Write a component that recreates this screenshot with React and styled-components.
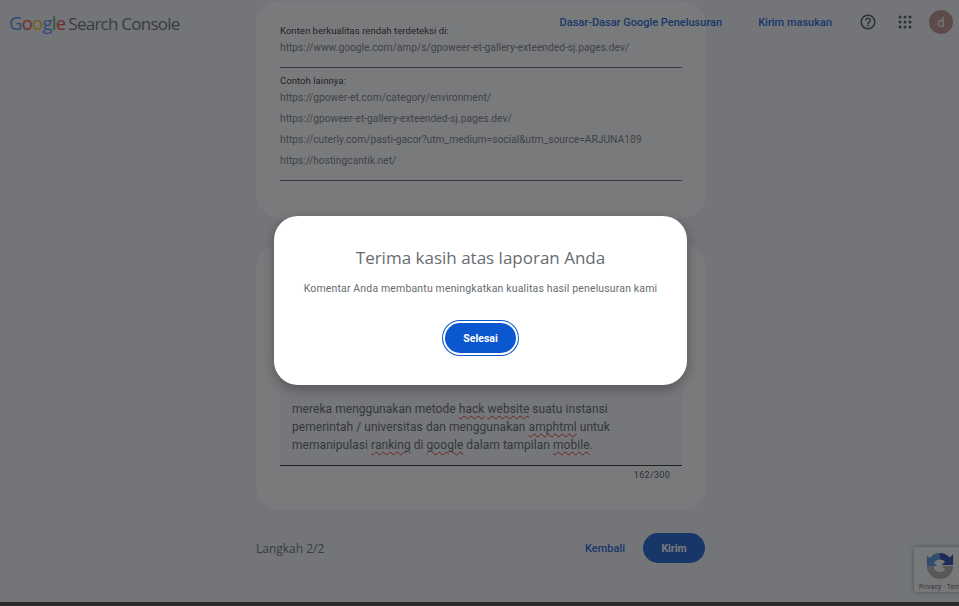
import React from "react";
import styled, { createGlobalStyle } from "styled-components";

const Global = createGlobalStyle`
  html, body { margin: 0; padding: 0; height: 606px; overflow: hidden; background: #2b2b2c; }
  * { box-sizing: border-box; }
  body { font-family: Roboto, "Liberation Sans", sans-serif; }
`;

const Page = styled.div`
  position: relative;
  width: 959px;
  height: 602px;
  overflow: hidden;
  background: #eff3f8;
`;

const Header = styled.header`
  position: absolute;
  inset: 0 0 auto 0;
  height: 44px;
  display: flex;
  align-items: center;
  padding: 0 6px 0 9px;
`;

const Logo = styled.div`
  display: flex;
  align-items: baseline;
  gap: 3px;
  font-family: "Open Sans", sans-serif;
  font-size: 17px;
  letter-spacing: -0.75px;
  color: #5f6368;
  margin-right: auto;
`;

const Letter = styled.span`
  color: ${(p) => p.$c};
  font-size: 18.5px;
`;

const HeadLink = styled.a`
  font-size: 11px;
  font-weight: 500;
  color: #0b57d0;
  margin-left: ${(p) => p.$ml}px;
`;

const IconSlot = styled.div`
  display: flex;
  align-items: center;
  justify-content: center;
  margin-left: ${(p) => p.$ml}px;
  color: #444746;
`;

const Avatar = styled.div`
  width: 24px;
  height: 24px;
  margin-left: 15px;
  border-radius: 50%;
  background: #b98982;
  color: #fff;
  font-size: 13px;
  display: flex;
  align-items: center;
  justify-content: center;
`;

const Column = styled.main`
  width: 450px;
  margin-left: 256px;
  padding-top: 1px;
  display: flex;
  flex-direction: column;
`;

const Card = styled.section`
  background: #fff;
  border-radius: 24px;
  height: ${(p) => p.$h}px;
  margin-bottom: ${(p) => p.$mb}px;
  padding: 0 24px;
  display: flex;
  flex-direction: column;
`;

const Label = styled.div`
  font-size: 9.5px;
  line-height: 12px;
  color: #1f1f1f;
  margin-top: ${(p) => p.$mt}px;
  letter-spacing: 0.05px;
`;

const Url = styled.div`
  font-size: 10.25px;
  line-height: 21px;
  color: #70757a;
  white-space: nowrap;
`;

const Rule = styled.hr`
  width: 100%;
  margin: ${(p) => p.$m};
  border: 0;
  border-top: 1px solid #5f6368;
`;

const Field = styled.div`
  margin-top: auto;
  background: #f6f8fb;
  padding: 12px 12px 11px;
  border-bottom: 1px solid #1f1f1f;
  font-size: 12px;
  line-height: 18px;
  letter-spacing: 0.05px;
  color: #53575b;
`;

const Typo = styled.span`
  text-decoration: underline wavy #e02020 1px;
  text-underline-offset: 2px;
`;

const Counter = styled.div`
  text-align: right;
  font-size: 9px;
  letter-spacing: 0.3px;
  color: #444746;
  padding: 4px 12px 30px;
`;

const Footer = styled.footer`
  height: 30px;
  display: flex;
  align-items: center;
  padding-right: 1px;
`;

const Step = styled.div`
  font-family: "Open Sans", sans-serif;
  font-size: 12px;
  color: #5f6368;
  margin-right: auto;
`;

const TextButton = styled.a`
  font-size: 11px;
  font-weight: 500;
  color: #0b57d0;
  margin-right: 18px;
`;

const PrimaryButton = styled.button`
  border: 0;
  padding: 0;
  width: ${(p) => p.$w}px;
  height: 30px;
  border-radius: 15px;
  background: #0b57d0;
  color: #fff;
  font-family: Roboto, sans-serif;
  font-size: 10.5px;
  font-weight: 700;
  ${(p) => p.$ring && "box-shadow: 0 0 0 2px #fff, 0 0 0 3px #0b57d0;"}
`;

const Recaptcha = styled.div`
  position: absolute;
  left: 914px;
  top: 547px;
  width: 80px;
  height: 45px;
  border-radius: 2px;
  background: #f9f9f9;
  box-shadow: 0 0 5px rgba(0, 0, 0, 0.4);
  overflow: hidden;
  padding-left: 12px;
`;

const RecaptchaIcon = styled.svg`
  display: block;
  margin-top: 5px;
`;

const RecaptchaText = styled.div`
  position: absolute;
  left: 5px;
  top: 36px;
  font-size: 6.5px;
  letter-spacing: 0.2px;
  color: #555;
  white-space: nowrap;
`;

const Overlay = styled.div`
  position: absolute;
  inset: 0;
  background: rgba(32, 33, 36, 0.6);
  display: flex;
  align-items: center;
  justify-content: center;
  padding: 0 0 1px 2px;
`;

const Dialog = styled.div`
  width: 413px;
  height: 169px;
  background: #fff;
  border-radius: 24px;
  box-shadow: 0 4px 12px rgba(0, 0, 0, 0.3);
  display: flex;
  flex-direction: column;
  align-items: center;
  padding-top: 29px;
`;

const Title = styled.h2`
  margin: 0;
  font-family: "Open Sans", sans-serif;
  font-weight: 400;
  font-size: 17px;
  line-height: 26px;
  color: #686c71;
`;

const Sub = styled.p`
  margin: 11px 0 27px;
  font-size: 10.5px;
  line-height: 14px;
  letter-spacing: 0.15px;
  color: #686c71;
`;

const Strip = styled.div`
  height: 4px;
  background: #2b2b2c;
`;

const logo = [
  ["G", "#4285f4"], ["o", "#ea4335"], ["o", "#fbbc05"],
  ["g", "#4285f4"], ["l", "#34a853"], ["e", "#ea4335"],
];

export default function App() {
  return (
    <>
      <Global />
      <Page>
        <Column>
          <Card $h={217} $mb={26}>
            <Label $mt={24}>Konten berkualitas rendah terdeteksi di:</Label>
            <Url>https://www.google.com/amp/s/gpoweer-et-gallery-exteended-sj.pages.dev/</Url>
            <Rule $m="9px 0 7px" />
            <Label $mt={0}>Contoh lainnya:</Label>
            <Url>https://gpower-et.com/category/environment/</Url>
            <Url>https://gpoweer-et-gallery-exteended-sj.pages.dev/</Url>
            <Url>https://cuterly.com/pasti-gacor?utm_medium=social&amp;utm_source=ARJUNA189</Url>
            <Url>https://hostingcantik.net/</Url>
            <Rule $m="9px 0 0" />
          </Card>
          <Card $h={266} $mb={23}>
            <Field>
              mereka menggunakan metode <Typo>hack</Typo> <Typo>website</Typo> suatu instansi
              <br />
              pemerintah / universitas dan menggunakan <Typo>amphtml</Typo> untuk
              <br />
              memanipulasi <Typo>ranking</Typo> di <Typo>google</Typo> dalam tampilan <Typo>mobile</Typo>.
            </Field>
            <Counter>162/300</Counter>
          </Card>
          <Footer>
            <Step>Langkah 2/2</Step>
            <TextButton>Kembali</TextButton>
            <PrimaryButton $w={62}>Kirim</PrimaryButton>
          </Footer>
        </Column>
        <Header>
          <Logo>
            <span>
              {logo.map(([l, c], i) => (
                <Letter key={i} $c={c}>{l}</Letter>
              ))}
            </span>
            <span>Search Console</span>
          </Logo>
          <HeadLink $ml={0}>Dasar-Dasar Google Penelusuran</HeadLink>
          <HeadLink $ml={36}>Kirim masukan</HeadLink>
          <IconSlot $ml={27}>
            <svg width="18" height="18" viewBox="0 0 24 24" fill="currentColor">
              <path d="M11 18h2v-2h-2v2zm1-16C6.48 2 2 6.48 2 12s4.48 10 10 10 10-4.48 10-10S17.52 2 12 2zm0 18c-4.41 0-8-3.59-8-8s3.59-8 8-8 8 3.59 8 8-3.59 8-8 8zm0-14c-2.21 0-4 1.79-4 4h2c0-1.1.9-2 2-2s2 .9 2 2c0 2-3 1.75-3 5h2c0-2.25 3-2.5 3-5 0-2.21-1.79-4-4-4z" />
            </svg>
          </IconSlot>
          <IconSlot $ml={19}>
            <svg width="18" height="18" viewBox="0 0 18 18" fill="currentColor">
              {[4, 9, 14].flatMap((y) =>
                [4, 9, 14].map((x) => <circle key={`${x}-${y}`} cx={x} cy={y} r="1.5" />)
              )}
            </svg>
          </IconSlot>
          <Avatar>d</Avatar>
        </Header>
        <Recaptcha>
          <RecaptchaIcon width="28" height="28" viewBox="0 0 30 30">
            <path d="M15 1a14 14 0 0 0-11 5.500L1 3.500V15h11l-3.500-3.500A8 8 0 0 1 15 8z" fill="#4a90e2" />
            <path d="M15 1a14 14 0 0 1 10.500 5L29 2.500V14H17l3.500-3.500A7 7 0 0 0 15 8z" fill="#1c3aa9" />
            <path d="M1 15h7a7.500 7.500 0 0 0 13 4l-4-4h12a14 14 0 0 1-28 0z" fill="#ababab" />
          </RecaptchaIcon>
          <RecaptchaText>Privacy · Terms</RecaptchaText>
        </Recaptcha>
        <Overlay>
          <Dialog>
            <Title>Terima kasih atas laporan Anda</Title>
            <Sub>Komentar Anda membantu meningkatkan kualitas hasil penelusuran kami</Sub>
            <PrimaryButton $w={71} $ring>Selesai</PrimaryButton>
          </Dialog>
        </Overlay>
      </Page>
      <Strip />
    </>
  );
}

- [Instructions for the task] Copy in full each line that holds the word "React".

- [Written solution]
Write a component that recreates this screenshot with React and styled-components.
import React from "react";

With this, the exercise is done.